Past Exhibition: Figurative Invention

Figurative Invention: Drawings from the Permanent Collection
December 22, 1998 to January 3, 1999
brown ink drawing of seated satyr with urn encountering a goat

This exhibition presented drawings from the fifteenth to nineteenth centuries that displayed several modes of depicting figures. Some were drawings of figures or costumes copied from life and intended as preparatory studies for painted compositions. Others were individual or grouped figures that spring from the artist's imagination or are based on his observation of the world around him. Whether compositional studies or finished works of art, all the drawings focused on the figure as a means of exploring form, narrative, or individual spirit.
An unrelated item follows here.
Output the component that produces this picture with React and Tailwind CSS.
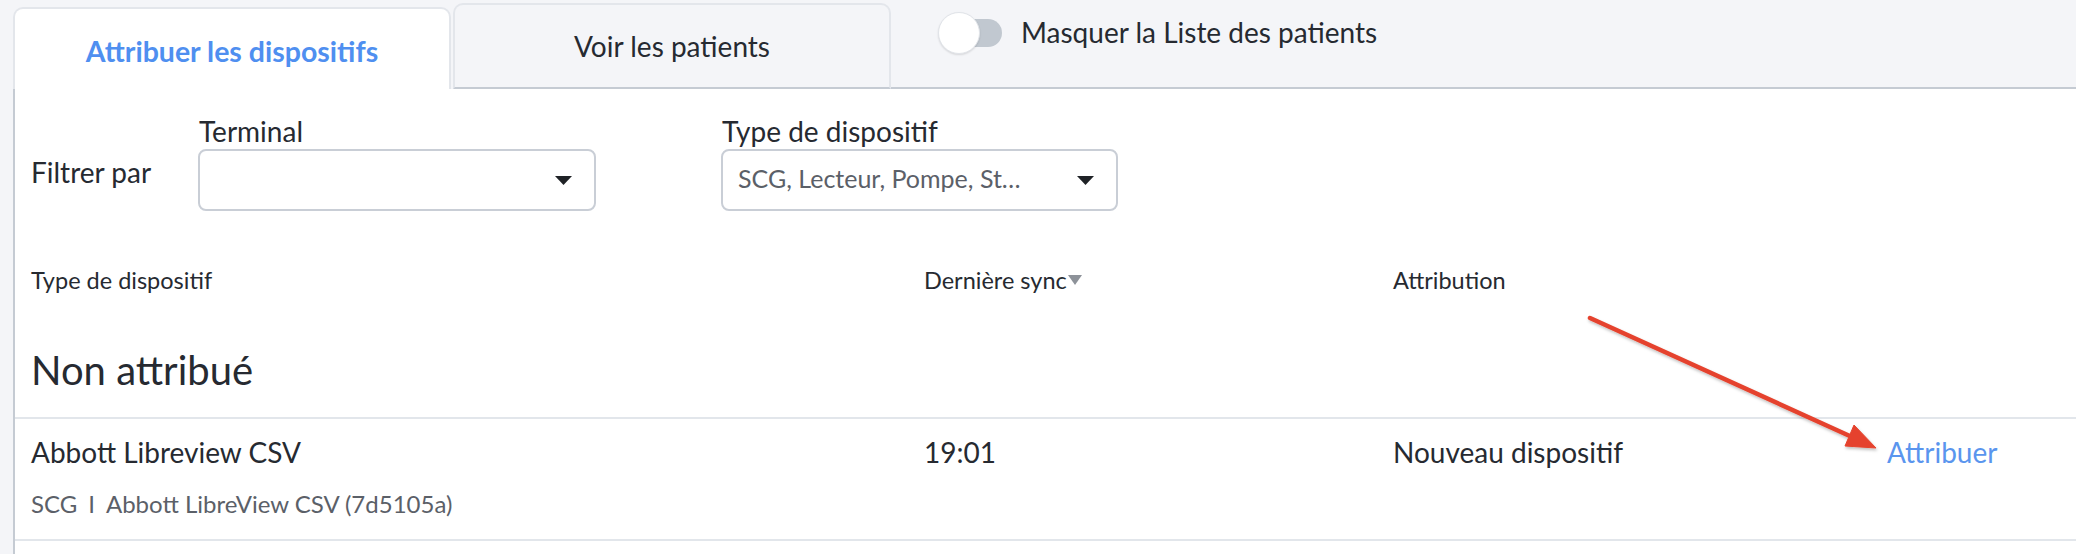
import React from 'react';

const Caret = ({ className = '' }) => (
  <svg className={className} width="17" height="9" viewBox="0 0 17 9">
    <path d="M0 0 H17 L8.5 9 Z" fill="#1f2226" />
  </svg>
);

const Select = ({ value, width }) => (
  <div
    className={`${width} h-[62px] border-2 border-[#c9ced6] rounded-[8px] bg-white flex items-center justify-between pl-[15px] pr-[22px]`}
  >
    <span className="pb-[5px] text-[25px] leading-[30px] text-[#5b6068] truncate">{value}</span>
    <Caret className="shrink-0" />
  </div>
);

const Arrow = () => (
  <svg className="absolute left-0 top-0 pointer-events-none" width="2076" height="554">
    <defs>
      <filter id="sh" x="-10%" y="-10%" width="130%" height="130%">
        <feDropShadow dx="1" dy="2" stdDeviation="1.5" floodColor="#000" floodOpacity="0.25" />
      </filter>
    </defs>
    <g filter="url(#sh)" fill="#e5432d" stroke="#e5432d">
      <line x1="1590" y1="318" x2="1852" y2="437" strokeWidth="4.5" strokeLinecap="round" />
      <path d="M1876 448 L1845 446 L1854 425 Z" strokeWidth="1" strokeLinejoin="round" />
    </g>
  </svg>
);

export default function App() {
  return (
    <div className="relative w-[2076px] h-[554px] overflow-hidden bg-[#f4f5f8] font-['Lato',sans-serif] text-[#262a31]">
      {/* tabs */}
      <div className="flex items-end h-[89px] pl-[13px]">
        <div className="w-[438px] h-[82px] bg-white border-2 border-b-0 border-[#e3e6eb] rounded-t-[10px] pt-[25px] text-center">
          <span className="text-[28.5px] leading-[34px] font-bold text-[#4f8ff0]">Attribuer les dispositifs</span>
        </div>
        <div className="ml-[2px] w-[438px] h-[86px] bg-[#f4f5f8] border-2 border-[#e3e6eb] border-b-[#c5cbd3] rounded-t-[10px] pt-[24px] text-center">
          <span className="text-[28px] leading-[34px]">Voir les patients</span>
        </div>
        <div className="flex-1 self-stretch border-b-2 border-[#c5cbd3] flex items-start pt-[12px] pl-[47px]">
          <div className="relative w-[64px] h-[42px] flex items-center">
            <div className="ml-[2px] w-[62px] h-[28px] rounded-full bg-[#c1c8d0]" />
            <div className="absolute left-0 top-0 w-[42px] h-[42px] rounded-full bg-white border border-[#e1e4e9] shadow-[0_1px_2px_rgba(0,0,0,0.12)]" />
          </div>
          <span className="ml-[19px] mt-[3px] text-[28px] leading-[34px]">Masquer la Liste des patients</span>
        </div>
      </div>

      {/* panel */}
      <div className="ml-[13px] h-[465px] bg-white border-l-2 border-[#c5cbd3]">
        <div className="flex items-end pt-[25px] pl-[16px]">
          <div className="w-[167px] mb-[22px] text-[28px] leading-[34px]">Filtrer par</div>
          <div>
            <div className="mb-[1px] pl-[1px] text-[28px] leading-[34px]">Terminal</div>
            <Select value="" width="w-[398px]" />
          </div>
          <div className="ml-[125px]">
            <div className="mb-[1px] pl-[1px] text-[28px] leading-[34px]">Type de dispositif</div>
            <Select value="SCG, Lecteur, Pompe, St…" width="w-[397px]" />
          </div>
        </div>

        <div className="flex mt-[55px] pl-[16px] text-[23.5px] leading-[28px]">
          <div className="w-[893px]">Type de dispositif</div>
          <div className="w-[469px] flex items-center">
            Dernière sync
            <svg className="ml-[1px]" width="14" height="10" viewBox="0 0 14 10">
              <path d="M0 0 H14 L7 10 Z" fill="#8d9299" />
            </svg>
          </div>
          <div>Attribution</div>
        </div>

        <div className="mt-[52px] pl-[16px] h-[71px] text-[40px] leading-[48px]">Non attribué</div>

        <div className="border-t-2 border-b-2 border-[#e2e6eb] pl-[16px] pt-[16px] pb-[21px]">
          <div className="flex text-[28px] leading-[34px]">
            <div className="w-[893px]">Abbott Libreview CSV</div>
            <div className="w-[469px]">19:01</div>
            <div className="w-[494px]">Nouveau dispositif</div>
            <div className="text-[#5a95ee]">Attribuer</div>
          </div>
          <div className="mt-[21px] text-[24px] leading-[28px] text-[#5b6068]">
            SCG<span className="mx-[11px]">I</span>Abbott LibreView CSV (7d5105a)
          </div>
        </div>
      </div>

      <Arrow />
    </div>
  );
}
These works also displayed a variety of drawing media and their wide range of expression. Titian's Landscape with a Satyr evinced a more vital, freer pen stroke than Pisanello's linear handling of the medium in his Studies of Men Hanging. This varied manipulation of the same medium was tied in many ways to the subject of the compositions — one based upon imagination and the other studied from life. Rembrandt's Farmyard with Trees and Figures, Claude Lorrain's Jacob, Rachel, and Leah at the Well, and Goya's The Anglers displayed the remarkable tonal variations created by the addition of colored washes, which warmly evoke the effects of light and shadow. These drawing techniques and modes of figural depiction engage us more intimately in the artist's observation and practice, which lie at the heart of his invention.

Attributed to Titian, Landscape with a Satyr, The Frick Collection.